UPS isn’t being inherently wicked or even racially-aware here. They are a corporation, and so worry about things like ICE directives about sensitive documents and liability lawsuits.
Posted by Michael C. Scott at 6:42 PM on May 10
“Kirsten Petrella, a UPS spokeswoman, said the company is obliged to follow directives from Immigration and Customs Enforcement. The agency believes documents like birth certificates are sensitive because they could be used by terrorists to get false documents, she said.”
It’s nice to know your following procedures but unless that package had “Birth Certificate” stamped all over it no one would have known what was in it. Anytime I’ve ordered something and it was shipped UPS the driver wouldn’t even knock on the door. I’d hear someone walking on the porch and I’d get up and open the door to find the parcel on my mat with the driver already in his truck.
Posted by at 7:18 PM on May 10
The USP is wrong. There may be a lot of non-US-citizens staying in US legally having no green card.
E.g. you were a foreigner having a two months vacation in Florida and would like to receive an item bought from a US net store.
Posted by acc at 12:11 PM on May 11
Maybe ups should take control of immigration control.
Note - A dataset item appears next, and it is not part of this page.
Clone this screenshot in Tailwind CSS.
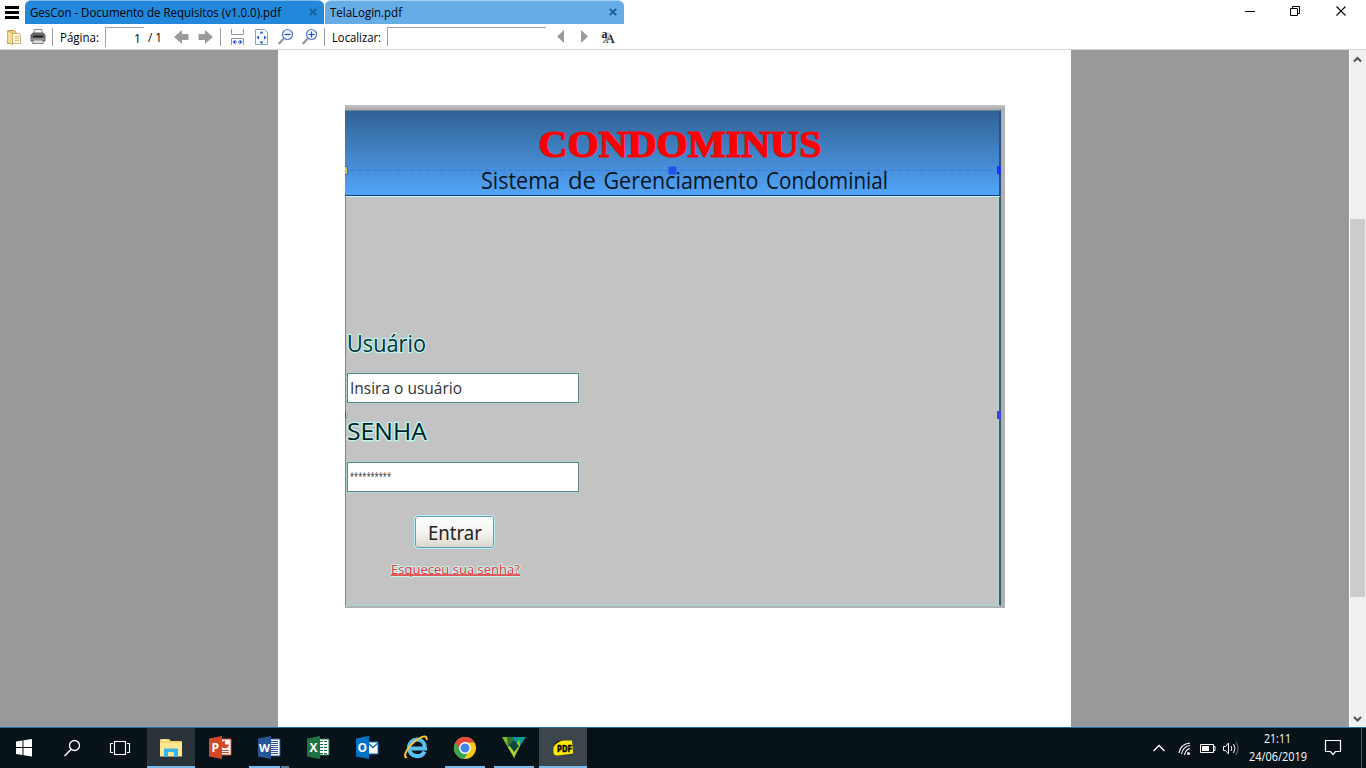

It appears they had no trouble finding this woman, as opposed to all the hoopla about the government’s fishy claim of inability to locate them for deportation.
Posted by The Old Sage at 12:28 PM on May 11
This sounds like something the “National Council of The Race” would say is unfair to illegal (criminal) immigrants. Of course, any other policy of the post office would only aid terrorist efforts.
Posted by factualist at 7:11 PM on May 11
I called ICE to report suspected illegal activity (a crew of illegal immigrants laying bricks for a private sidewalk in the Garden District here in New Orleans), and after speaking to an ICE representative I was put on hold. I hung up after listening to elevator music for 15 minutes.
I get the feeling that ICE, like the rest of the federal government, doesn’t have the political will to do what they are mandated to do.